Goal of the exercise
Everything in the data should be repeated exactly, save for the images.

— begin Material provided —

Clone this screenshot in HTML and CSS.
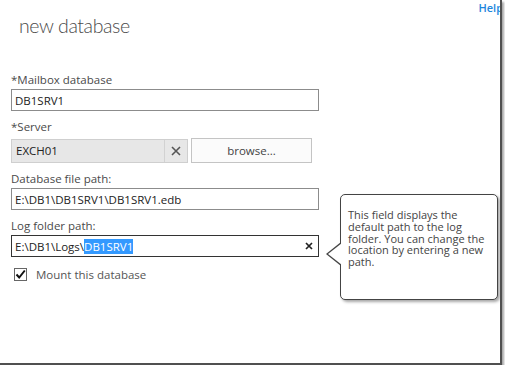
FILE: index.html
```html
<!doctype html>
<html>
<head>
	<meta charset="utf-8" />
	<title>new database</title>
<link rel="stylesheet" href="styles.css">
</head>
<body>
<div class="frame">
	<div class="topbar"><a class="help" href="#">Help</a></div>

	<h1 class="title">new database</h1>

	<div class="form">
		<div class="field first">
			<label class="lbl">*Mailbox database</label>
			<div class="box"><span class="val">DB1SRV1</span></div>
		</div>

		<div class="field">
			<label class="lbl">*Server</label>
			<div class="row">
				<div class="picker">
					<span class="val">EXCH01</span>
					<span class="clear">
						<svg width="10" height="10" viewBox="0 0 10 10"><path d="M1 1L9 9M9 1L1 9" stroke="#555" stroke-width="1.6"/></svg>
					</span>
				</div>
				<div class="browse">browse...</div>
			</div>
		</div>

		<div class="field">
			<label class="lbl">Database file path:</label>
			<div class="box"><span class="val">E:\DB1\DB1SRV1\DB1SRV1.edb</span></div>
		</div>

		<div class="field">
			<label class="lbl">Log folder path:</label>
			<div class="box focus">
				<span class="val">E:\DB1\Logs\<span class="sel">DB1SRV1</span></span>
				<svg class="x" width="8" height="8" viewBox="0 0 8 8"><path d="M1 1L7 7M7 1L1 7" stroke="#222" stroke-width="1.7"/></svg>
			</div>
		</div>

		<div class="check">
			<span class="cb">
				<svg width="13" height="13" viewBox="0 0 13 13"><path d="M2.5 6.5L5.2 9.5L10.8 2.5" fill="none" stroke="#111" stroke-width="2"/></svg>
			</span>
			<span class="cbtext">Mount this database</span>
		</div>
	</div>

	<div class="tip">
		This field displays the default path to the log folder. You can change the location by entering a new path.
	</div>
</div>
</body>
</html>
```

FILE: styles.css
```css
body {
	margin: 0;
	background: #fff;
	font-family: "Open Sans", "Noto Sans", sans-serif;
	color: #444;
}

div.frame {
	position: relative;
	width: 500px;
	height: 363px;
	border-right:  2px solid #505050;
	border-bottom: 2px solid #505050;
	box-shadow: 2px 2px 2px rgba(0,0,0,0.35);
	overflow: hidden;
	background: #fff;
}

div.topbar {
	display: flex;
	justify-content: flex-end;
	height: 14px;
	padding-top: 1px;
	margin-right: -3px;
}

a.help {
	color: #1d87dd;
	text-decoration: none;
	font-size: 11px;
	line-height: 14px;
	font-weight: 600;
}

h1.title {
	margin: 0 0 0 19px;
	font-family: Lato, "Open Sans", sans-serif;
	font-size: 19.5px;
	font-weight: 300;
	letter-spacing: -0.4px;
	line-height: 22px;
	color: #4a4a4a;
}

div.form {
	width: 308px;
	padding-left: 11px;
}

div.field {
	margin-top: 9px;
}

div.field.first {
	margin-top: 36px;
}

label.lbl {
	display: block;
	font-size: 11.5px;
	line-height: 14px;
	margin-bottom: 2px;
	color: #4a4a4a;
}

div.box {
	display: flex;
	align-items: center;
	height: 20px;
	border: 1px solid #8c8c8c;
	padding: 0 3px;
}

div.box.focus {
	border-color: #333;
}

span.val {
	font-size: 11.5px;
	color: #222;
	flex: 1;
	white-space: pre;
}

span.sel {
	background: #3399ff;
	color: #fff;
}

svg.x {
	margin-right: 2px;
}

div.row {
	display: flex;
	align-items: center;
	gap: 3px;
	margin-top: 4px;
	height: 25px;
}

div.picker {
	display: flex;
	align-items: center;
	width: 177px;
	height: 24px;
	border: 1px solid #cfcfcf;
	background: #e7e7e7;
	padding-left: 4px;
	box-sizing: border-box;
}

span.clear {
	display: flex;
	align-items: center;
	justify-content: center;
	width: 22px;
	height: 100%;
	border-left: 1px solid #d2d2d2;
}

div.browse {
	width: 119px;
	height: 23px;
	line-height: 23px;
	border: 1px solid #c4c4c4;
	background: #fbfbfb;
	text-align: center;
	font-size: 11.5px;
	color: #444;
}

div.check {
	display: flex;
	align-items: center;
	gap: 9px;
	margin-top: 10px;
	padding-left: 3px;
}

span.cb {
	width: 13px;
	height: 13px;
	border: 1px solid #666;
	box-sizing: border-box;
	display: flex;
	align-items: center;
	justify-content: center;
}

span.cb svg {
	margin: -1px;
}

span.cbtext {
	font-size: 11.5px;
	color: #555;
}

div.tip {
	position: absolute;
	left: 340px;
	top: 194px;
	width: 143px;
	height: 88px;
	padding: 14px 6px 2px 7px;
	border: 1px solid #444;
	border-radius: 5px;
	box-shadow: 2px 2px 3px rgba(0,0,0,0.35);
	background: #fff;
	font-size: 11px;
	line-height: 11.8px;
	color: #444;
}

div.tip::before,
div.tip::after {
	content: "";
	position: absolute;
	top: 47px;
	border-style: solid;
	border-color: transparent;
}

div.tip::before {
	left: -15px;
	border-width: 12px 15px 12px 0;
	border-right-color: #444;
}

div.tip::after {
	left: -13px;
	top: 48px;
	border-width: 11px 14px 11px 0;
	border-right-color: #fff;
}
```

— end Material provided —

Exercise output
Clone this screenshot in HTML and CSS.
FILE: index.html
```html
<!doctype html>
<html>
<head>
	<meta charset="utf-8" />
	<title>new database</title>
<link rel="stylesheet" href="styles.css">
</head>
<body>
<div class="frame">
	<div class="topbar"><a class="help" href="#">Help</a></div>

	<h1 class="title">new database</h1>

	<div class="form">
		<div class="field first">
			<label class="lbl">*Mailbox database</label>
			<div class="box"><span class="val">DB1SRV1</span></div>
		</div>

		<div class="field">
			<label class="lbl">*Server</label>
			<div class="row">
				<div class="picker">
					<span class="val">EXCH01</span>
					<span class="clear">
						<svg width="10" height="10" viewBox="0 0 10 10"><path d="M1 1L9 9M9 1L1 9" stroke="#555" stroke-width="1.6"/></svg>
					</span>
				</div>
				<div class="browse">browse...</div>
			</div>
		</div>

		<div class="field">
			<label class="lbl">Database file path:</label>
			<div class="box"><span class="val">E:\DB1\DB1SRV1\DB1SRV1.edb</span></div>
		</div>

		<div class="field">
			<label class="lbl">Log folder path:</label>
			<div class="box focus">
				<span class="val">E:\DB1\Logs\<span class="sel">DB1SRV1</span></span>
				<svg class="x" width="8" height="8" viewBox="0 0 8 8"><path d="M1 1L7 7M7 1L1 7" stroke="#222" stroke-width="1.7"/></svg>
			</div>
		</div>

		<div class="check">
			<span class="cb">
				<svg width="13" height="13" viewBox="0 0 13 13"><path d="M2.5 6.5L5.2 9.5L10.8 2.5" fill="none" stroke="#111" stroke-width="2"/></svg>
			</span>
			<span class="cbtext">Mount this database</span>
		</div>
	</div>

	<div class="tip">
		This field displays the default path to the log folder. You can change the location by entering a new path.
	</div>
</div>
</body>
</html>
```

FILE: styles.css
```css
body {
	margin: 0;
	background: #fff;
	font-family: "Open Sans", "Noto Sans", sans-serif;
	color: #444;
}

div.frame {
	position: relative;
	width: 500px;
	height: 363px;
	border-right:  2px solid #505050;
	border-bottom: 2px solid #505050;
	box-shadow: 2px 2px 2px rgba(0,0,0,0.35);
	overflow: hidden;
	background: #fff;
}

div.topbar {
	display: flex;
	justify-content: flex-end;
	height: 14px;
	padding-top: 1px;
	margin-right: -3px;
}

a.help {
	color: #1d87dd;
	text-decoration: none;
	font-size: 11px;
	line-height: 14px;
	font-weight: 600;
}

h1.title {
	margin: 0 0 0 19px;
	font-family: Lato, "Open Sans", sans-serif;
	font-size: 19.5px;
	font-weight: 300;
	letter-spacing: -0.4px;
	line-height: 22px;
	color: #4a4a4a;
}

div.form {
	width: 308px;
	padding-left: 11px;
}

div.field {
	margin-top: 9px;
}

div.field.first {
	margin-top: 36px;
}

label.lbl {
	display: block;
	font-size: 11.5px;
	line-height: 14px;
	margin-bottom: 2px;
	color: #4a4a4a;
}

div.box {
	display: flex;
	align-items: center;
	height: 20px;
	border: 1px solid #8c8c8c;
	padding: 0 3px;
}

div.box.focus {
	border-color: #333;
}

span.val {
	font-size: 11.5px;
	color: #222;
	flex: 1;
	white-space: pre;
}

span.sel {
	background: #3399ff;
	color: #fff;
}

svg.x {
	margin-right: 2px;
}

div.row {
	display: flex;
	align-items: center;
	gap: 3px;
	margin-top: 4px;
	height: 25px;
}

div.picker {
	display: flex;
	align-items: center;
	width: 177px;
	height: 24px;
	border: 1px solid #cfcfcf;
	background: #e7e7e7;
	padding-left: 4px;
	box-sizing: border-box;
}

span.clear {
	display: flex;
	align-items: center;
	justify-content: center;
	width: 22px;
	height: 100%;
	border-left: 1px solid #d2d2d2;
}

div.browse {
	width: 119px;
	height: 23px;
	line-height: 23px;
	border: 1px solid #c4c4c4;
	background: #fbfbfb;
	text-align: center;
	font-size: 11.5px;
	color: #444;
}

div.check {
	display: flex;
	align-items: center;
	gap: 9px;
	margin-top: 10px;
	padding-left: 3px;
}

span.cb {
	width: 13px;
	height: 13px;
	border: 1px solid #666;
	box-sizing: border-box;
	display: flex;
	align-items: center;
	justify-content: center;
}

span.cb svg {
	margin: -1px;
}

span.cbtext {
	font-size: 11.5px;
	color: #555;
}

div.tip {
	position: absolute;
	left: 340px;
	top: 194px;
	width: 143px;
	height: 88px;
	padding: 14px 6px 2px 7px;
	border: 1px solid #444;
	border-radius: 5px;
	box-shadow: 2px 2px 3px rgba(0,0,0,0.35);
	background: #fff;
	font-size: 11px;
	line-height: 11.8px;
	color: #444;
}

div.tip::before,
div.tip::after {
	content: "";
	position: absolute;
	top: 47px;
	border-style: solid;
	border-color: transparent;
}

div.tip::before {
	left: -15px;
	border-width: 12px 15px 12px 0;
	border-right-color: #444;
}

div.tip::after {
	left: -13px;
	top: 48px;
	border-width: 11px 14px 11px 0;
	border-right-color: #fff;
}
```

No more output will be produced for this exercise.